Rios, 27-0-1 (20), came on the Leave-it-in-the-ring.com radio show recently to discuss with me and co-host David Duenez the win, the future and the newest challenge in his life, his newborn baby girl.

“It’s going very well. She’s not a newborn no more. She is like a little King Kong right now. She is huge,” Rios laughed.

Rios trains up in Oxnard, CA with head trainer Robert Garcia. While Garcia’s gym was under renovations, Team Rios moved its operation to middleweight champion Sergio Martinez’s nearby training facility to prepare. Duenez was there also when Rios worked out with Victor Cayo in a heated sparring session that was a precursor of things to come.

“[Cayo] has a similar style to Miguel Acosta,” said Rios. “We knew it was going to be very hard for the first few rounds. But after putting pressure on him, keeping my game plan and my will, we knew we’d get him in the later rounds. But we knew it would be a very difficult fight. As you could see, it was but I just listened to my corner, followed my plan and did what I was told to do.”

The match-up was a difficult one. Acosta is a hard-hitting mobile boxer who throws from all angles, has a dangerous looping right hand and appeared to be a strong lightweight. Going into the fight, I picked him to beat Rios, who is something of a straight-forward brawler, sometimes forgetting to jab his way in. You can only go so many times to the well, taking shots to give them, before you get beat, I supposed.

“You know what? After saying that, I think we should end this conversation right now,” Rios joked when I told him I’d picked against him. “Naw, a lot of people thought I wouldn’t win because of the way his style is and the way my style is. They say I am just I am just a forward-coming guy with no movement and no discipline, nothing. I just throw punches and get hit a lot. But a lot of people don’t know really much about me. It looks like I get hit a lot but some of those punches don’t land hard. Yeah, some of them touch me but I move a little bit and they don’t land, like, full force on me. You weren’t the only one who doubted me. A lot of people doubted me but, you know, keep doubting me. I love when people doubt me because I love proving people wrong.”

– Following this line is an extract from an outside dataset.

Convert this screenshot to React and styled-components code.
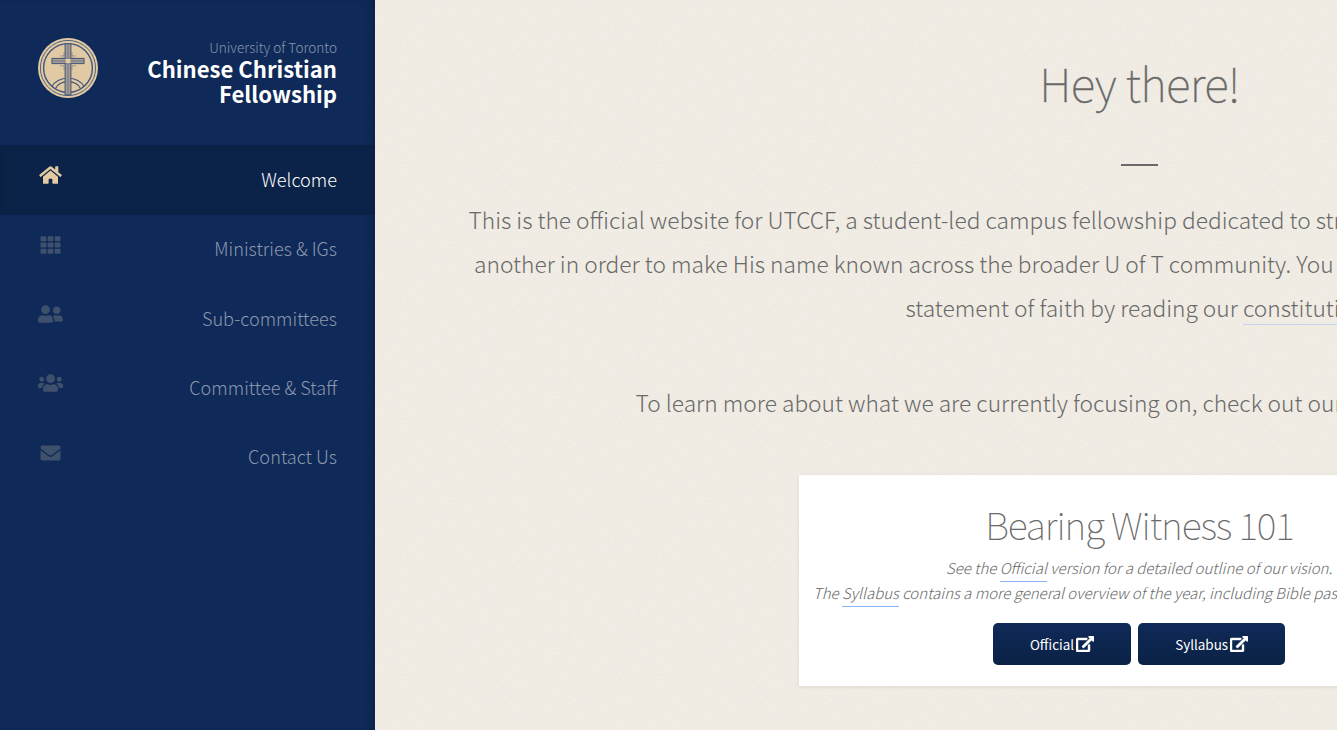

Rios is still a very young man, much less a fighter. A 24-year-old new father and husband, he is still figuring out who he is. The ring is the one place he has always felt at home, a place of solace from where Rios can escape from the outside world. Still, this was his first world title fight and going in, the calm and collected fighter felt something he had never before: nerves.

“To tell you truth, my wife can tell the same thing, too; I never get nervous before a fight,” said Rios. “For this fight, I had butterflies in my room. Two hours before the fight, I was already nervous. I was like, ‘Damn, I am fighting for a world title.’ I was already thinking, ‘Dammit, dammit, I am fighting for a world title.’ When I got to the locker room, I even got more nervous. I was ready to piss myself; I was so nervous. Then I started hitting the mitts and little by little, it was going away. I had my people surrounding me. The people that always are in my locker room were there. I started focusing out the negative and concentrating on doing what I had to do and clearing my mind. And that’s when I started calming down. Then when I walked in the ring; that’s when I was even more calm. Then, when the bell rings, I’m like the calmest person, like, ‘Damn.’ I’m like high, fighting. I am so calm and relaxed.”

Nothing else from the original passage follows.